If we want to attract younger Singaporeans, we have to adjust accordingly and not hope that the market will adjust to us. No political party can say that. We can help shape the market but we must also respond to the market.
We have also defined more clearly the mission of the Young PAP and a new logo to be used in conjunction with the Party logo.
The mission of the Young PAP is to help the PAP maintain its position as the mainstream political party of Singapore, by expressing the aspirations of young Singaporeans; and by recruiting supporters, members and leaders for the Party from among young Singaporeans.
The YP exists as a supplement to the main party and our job is to help the Party remain the mainstream party of Singapore in the next lap. We can do this by keeping our ears close to the ground and taking note of how views, aspirations and tastes have changed. We must adjust our position and give feedback to the main Party so that the main policies can be better presented. We must also help the Party renew itself at all levels by recruiting supporters, affiliate members, members and leaders. Because every generation is different, the mainstream position of the Party must change with the times. By bringing in each new generation, we will keep the PAP well centred in the political life of Singapore.
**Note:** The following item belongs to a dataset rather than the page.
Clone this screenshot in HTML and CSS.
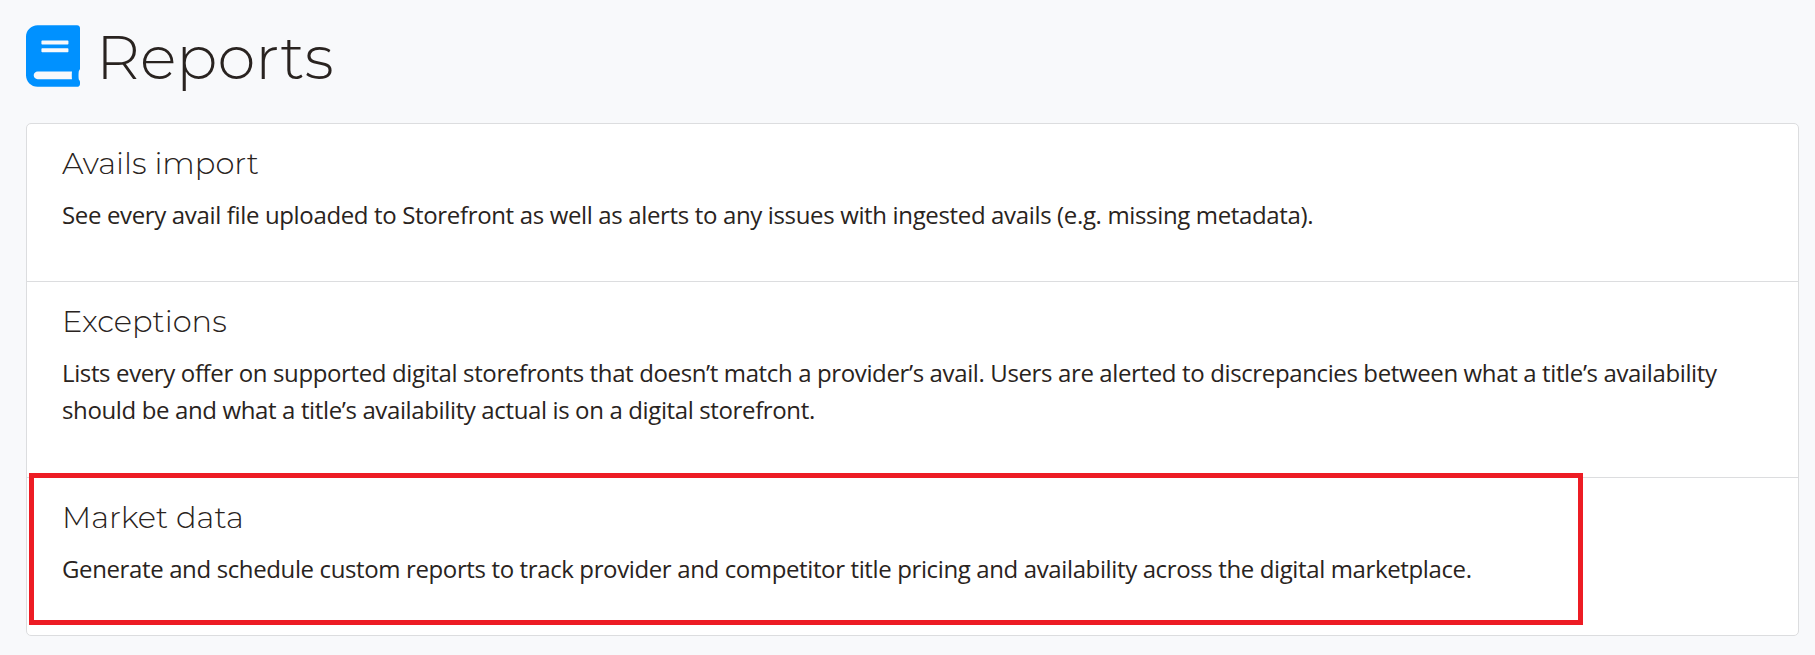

The logo has both formal and informal elements. The colours are our Party colours. The capital letters, YP, are in red and the base is a calligraphic YP in blue. From another perspective, the YP is riding on waves of support looking a little windswept. The YP logo should be used in conjunction with our Party logo. Having a separate logo for the YP reflects our identity as a distinct group within the PAP.
We must plan long-term for the Party because without the Party, everything else is not possible. Of course, politics is full of surprises and no amount of planning can anticipate the unforeseen.”